About 2.8 million acres are public Forest Preserve, protected as “forever wild” by the NYS Constitution.  The remaining 3.2 million acres are private lands devoted to commercial forestry, agriculture and outdoor recreation, as well as the homes and businesses of 130,000 year-round residents and 300,000 seasonal residents. The park hosts 12 million annual visitors.

Funding for the removal project involves multiple agencies, with grants and other support from Trout Unlimited Chapters in Queensbury, Plattsburgh and the Tri Lakes.  Additional support came from the Lake Champlain Basin Program, New York State Council of Trout Unlimited, Trout Unlimited National Embrace a Stream Program; Embrace a Stream Challenge Grant, and the U.S. Fish and Wildlife Service.

TU said the total cost of the removal will be approximately $35,000, with the work to be started this spring and finished during low-water conditions in the fall of 2018. Project completion is expected by the close of 2018.

Rich Redman, President of the Lake Champlain Chapter which has spearheaded the project, said: “This is a win-win for the environment and for anglers. It will help preserve our outstanding cold-water fishery, and contribute to the great recreational opportunities in the North Country.”

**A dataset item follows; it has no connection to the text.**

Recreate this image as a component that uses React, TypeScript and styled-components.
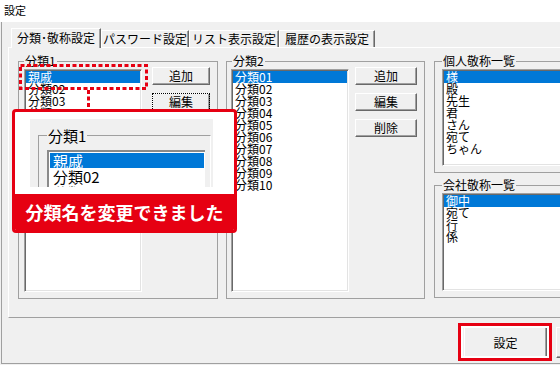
import React from "react";
import styled, { createGlobalStyle } from "styled-components";

const RED = "#e60012";

const GlobalStyle = createGlobalStyle`
  html, body { margin: 0; padding: 0; }
  body {
    width: 560px; height: 365px; overflow: hidden;
    background: #f0f0f0;
    font-family: "Noto Sans CJK JP", "Noto Sans", sans-serif;
    font-size: 12px; color: #000;
  }
`;

const Screen = styled.div`
  position: relative;
  width: 560px;
  height: 365px;
  overflow: hidden;
  background: #f0f0f0;
`;

const TitleBar = styled.div`
  box-sizing: border-box;
  height: 22px;
  width: 660px;
  padding-left: 4px;
  background: #fff;
  font-size: 11px;
  line-height: 20px;
`;

const Frame = styled.div`
  box-sizing: border-box;
  margin-left: 1px;
  width: 646px;
  height: 342px;
  border-left: 1px solid #a0a0a0;
  border-bottom: 1px solid #a0a0a0;
  padding: 6px 8px 0 6px;
  display: flex;
  flex-direction: column;
`;

const TabStrip = styled.div`
  display: flex;
  align-items: flex-end;
  height: 19px;
  padding-left: 3px;
`;

const Tab = styled.div<{ $active?: boolean; $w: number }>`
  box-sizing: border-box;
  position: relative;
  z-index: ${(p) => (p.$active ? 2 : 0)};
  width: ${(p) => p.$w}px;
  height: ${(p) => (p.$active ? 20 : 17)}px;
  margin-bottom: ${(p) => (p.$active ? -1 : 0)}px;
  background: #f0f0f0;
  border-top: 1px solid #fff;
  border-left: 1px solid #fff;
  border-right: 1px solid #696969;
  box-shadow: inset -1px 0 0 #a0a0a0;
  display: flex;
  align-items: center;
  justify-content: center;
  padding-bottom: ${(p) => (p.$active ? 2 : 0)}px;
  font-size: 12px;
  line-height: 12px;
  white-space: nowrap;
`;

const Panel = styled.div`
  box-sizing: border-box;
  height: 271px;
  border-top: 1px solid #fff;
  border-left: 1px solid #fff;
  border-right: 1px solid #696969;
  border-bottom: 1px solid #a0a0a0;
  padding: 7px 0 0 9px;
  display: flex;
  gap: 8px;
  align-items: flex-start;
`;

const Group = styled.fieldset<{ $w: number; $pl: number }>`
  box-sizing: border-box;
  width: ${(p) => p.$w}px;
  min-width: 0;
  margin: 0;
  padding: 0 6px 6px ${(p) => p.$pl}px;
  border: 1px solid #a0a0a0;
  display: flex;
  align-items: flex-start;
`;

const Legend = styled.legend<{ $ml: number }>`
  padding: 0 1px;
  margin-left: ${(p) => p.$ml}px;
  height: 12px;
  font-size: 12px;
  line-height: 12px;
  white-space: nowrap;
`;

const Column = styled.div<{ $w: number }>`
  display: flex;
  flex-direction: column;
  gap: 6px;
  width: ${(p) => p.$w}px;
  margin-left: 1px;
`;

const ListBox = styled.div<{ $w: number; $h: number }>`
  box-sizing: border-box;
  flex: none;
  width: ${(p) => p.$w}px;
  height: ${(p) => p.$h}px;
  margin-top: 2px;
  padding: 1px;
  background: #fff;
  border-top: 1px solid #a0a0a0;
  border-left: 1px solid #a0a0a0;
  border-right: 1px solid #fff;
  border-bottom: 1px solid #fff;
  box-shadow: inset 1px 1px 0 #696969, inset -1px -1px 0 #e3e3e3;
  overflow: hidden;
`;

const Item = styled.div<{ $sel?: boolean }>`
  height: 12px;
  line-height: 12px;
  padding-left: 2px;
  white-space: nowrap;
  background: ${(p) => (p.$sel ? "#0078d7" : "transparent")};
  color: ${(p) => (p.$sel ? "#fff" : "#000")};
`;

const ButtonCol = styled.div<{ $ml: number }>`
  display: flex;
  flex-direction: column;
  gap: 8px;
  margin-left: ${(p) => p.$ml}px;
`;

const Btn = styled.button<{ $w: number; $h?: number; $focus?: boolean }>`
  box-sizing: border-box;
  width: ${(p) => p.$w}px;
  height: ${(p) => p.$h ?? 18}px;
  margin: 0;
  padding: 0;
  font-family: inherit;
  font-size: 12px;
  line-height: 12px;
  color: #000;
  background: #f0f0f0;
  border-top: 1px solid #fff;
  border-left: 1px solid #fff;
  border-right: 1px solid #696969;
  border-bottom: 1px solid #696969;
  box-shadow: inset -1px -1px 0 #a0a0a0;
  outline: ${(p) => (p.$focus ? "1px dotted #000" : "none")};
  outline-offset: -1px;
`;

const Footer = styled.div`
  flex: 1;
  display: flex;
  justify-content: flex-end;
  align-items: flex-start;
  gap: 9px;
  padding-top: 9px;
`;

const BtnWrap = styled.div`
  position: relative;
  display: flex;
`;

const Highlight = styled.div`
  position: absolute;
  top: -4px;
  left: -6px;
  right: -5px;
  bottom: -3px;
  border: 3px solid ${RED};
  box-shadow: inset 0 0 0 2px #fff;
  pointer-events: none;
`;

/* ---- annotation overlays ---- */
const Marks = styled.svg`
  position: absolute;
  left: 0;
  top: 0;
  pointer-events: none;
  z-index: 5;
`;

const Callout = styled.div`
  position: absolute;
  left: 12px;
  top: 109px;
  width: 225px;
  height: 124px;
  box-sizing: border-box;
  border: 3px solid ${RED};
  border-radius: 4px;
  background: #fff;
  overflow: hidden;
  display: flex;
  flex-direction: column;
  z-index: 6;
`;

const ShotArea = styled.div`
  flex: 1;
  padding: 7px 21px 7px 15px;
`;

const Shot = styled.div`
  height: 68px;
  background: #f0f0f0;
  overflow: hidden;
  padding: 9px 0 0 8px;
  box-sizing: border-box;
`;

const ShotGroup = styled.fieldset`
  box-sizing: border-box;
  width: 173px;
  min-width: 0;
  margin: 0;
  padding: 0 0 0 8px;
  border: 1px solid #a0a0a0;
  border-right-color: #fff;
`;

const ShotLegend = styled.legend`
  padding: 0 1px;
  margin-left: 0;
  height: 15px;
  font-size: 15px;
  line-height: 15px;
`;

const ShotList = styled.div`
  box-sizing: border-box;
  width: 158px;
  height: 60px;
  margin-top: 7px;
  padding: 1px;
  background: #fff;
  border-top: 2px solid #8a8a8a;
  border-left: 2px solid #8a8a8a;
`;

const ShotItem = styled.div<{ $sel?: boolean }>`
  height: 15px;
  line-height: 15px;
  font-size: 15px;
  padding-left: 3px;
  margin-bottom: 1px;
  white-space: nowrap;
  background: ${(p) => (p.$sel ? "#0078d7" : "transparent")};
  color: ${(p) => (p.$sel ? "#fff" : "#000")};
`;

const Banner = styled.div`
  height: 36px;
  background: ${RED};
  color: #fff;
  font-weight: 700;
  font-size: 18px;
  line-height: 36px;
  text-align: center;
  white-space: nowrap;
`;

const list1 = ["親戚", "分類02", "分類03", "分類04", "分類05", "分類06", "分類07", "分類08", "分類09", "分類10"];
const list2 = ["分類01", "分類02", "分類03", "分類04", "分類05", "分類06", "分類07", "分類08", "分類09", "分類10"];
const personal = ["様", "殿", "先生", "君", "さん", "宛て", "ちゃん"];
const company = ["御中", "宛て", "行", "係"];

const tabs = [
  { label: "分類･敬称設定", w: 90, active: true },
  { label: "パスワード設定", w: 88 },
  { label: "リスト表示設定", w: 90 },
  { label: "履歴の表示設定", w: 96 },
];

export default function App() {
  return (
    <Screen>
      <GlobalStyle />
      <TitleBar>設定</TitleBar>
      <Frame>
        <TabStrip>
          {tabs.map((t) => (
            <Tab key={t.label} $w={t.w} $active={t.active}>
              {t.label}
            </Tab>
          ))}
        </TabStrip>
        <Panel>
          <Group $w={200} $pl={5}>
            <Legend $ml={0}>分類1</Legend>
            <ListBox $w={118} $h={223}>
              {list1.map((s, i) => (
                <Item key={s} $sel={i === 0}>{s}</Item>
              ))}
            </ListBox>
            <ButtonCol $ml={10}>
              <Btn $w={58}>追加</Btn>
              <Btn $w={58} $focus>編集</Btn>
            </ButtonCol>
          </Group>
          <Group $w={199} $pl={4}>
            <Legend $ml={1}>分類2</Legend>
            <ListBox $w={118} $h={223}>
              {list2.map((s, i) => (
                <Item key={s} $sel={i === 0}>{s}</Item>
              ))}
            </ListBox>
            <ButtonCol $ml={6}>
              <Btn $w={62}>追加</Btn>
              <Btn $w={62}>編集</Btn>
              <Btn $w={62}>削除</Btn>
            </ButtonCol>
          </Group>
          <Column $w={190}>
            <Group $w={190} $pl={7}>
              <Legend $ml={0}>個人敬称一覧</Legend>
              <ListBox $w={170} $h={97}>
                {personal.map((s, i) => (
                  <Item key={s} $sel={i === 0}>{s}</Item>
                ))}
              </ListBox>
            </Group>
            <Group $w={190} $pl={7}>
              <Legend $ml={0}>会社敬称一覧</Legend>
              <ListBox $w={170} $h={98}>
                {company.map((s, i) => (
                  <Item key={s} $sel={i === 0}>{s}</Item>
                ))}
              </ListBox>
            </Group>
          </Column>
        </Panel>
        <Footer>
          <BtnWrap>
            <Btn $w={83} $h={31}>設定</Btn>
            <Highlight />
          </BtnWrap>
          <Btn $w={83} $h={31}>キャンセル</Btn>
        </Footer>
      </Frame>

      <Marks width="560" height="365" viewBox="0 0 560 365">
        <rect x="20.5" y="65.5" width="126" height="23" fill="none" stroke={RED} strokeWidth="3" strokeDasharray="4 2.5" />
        <line x1="88.5" y1="90" x2="88.5" y2="109" stroke={RED} strokeWidth="3" strokeDasharray="4 2.5" />
      </Marks>

      <Callout>
        <ShotArea>
          <Shot>
            <ShotGroup>
              <ShotLegend>分類1</ShotLegend>
              <ShotList>
                <ShotItem $sel>親戚</ShotItem>
                <ShotItem>分類02</ShotItem>
                <ShotItem>分類03</ShotItem>
              </ShotList>
            </ShotGroup>
          </Shot>
        </ShotArea>
        <Banner>分類名を変更できました</Banner>
      </Callout>
    </Screen>
  );
}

Eric Howe, Director of the Lake Champlain Basin Program, said: “We’re happy to support this project, which contributes to the economic and cultural well-being of the North Country, improves the health of the Ausable River ecosystem, and helps make the Lake Champlain Basin such a great place to live.”

Trout Unlimited is America’s oldest and largest cold-water fisheries conservation organization.

The Adirondack Council is a privately funded not-for-profit organization whose mission is to ensure the ecological integrity and wild character of the Adirondack Park.  The Council envisions a Park with clean water and clean air, comprised of core wilderness areas, surrounded by farms and working forests, as well as vibrant communities.

The Adirondack Council carries out its mission through research, education, advocacy and legal action.  Adirondack Council members live in all 50 United States.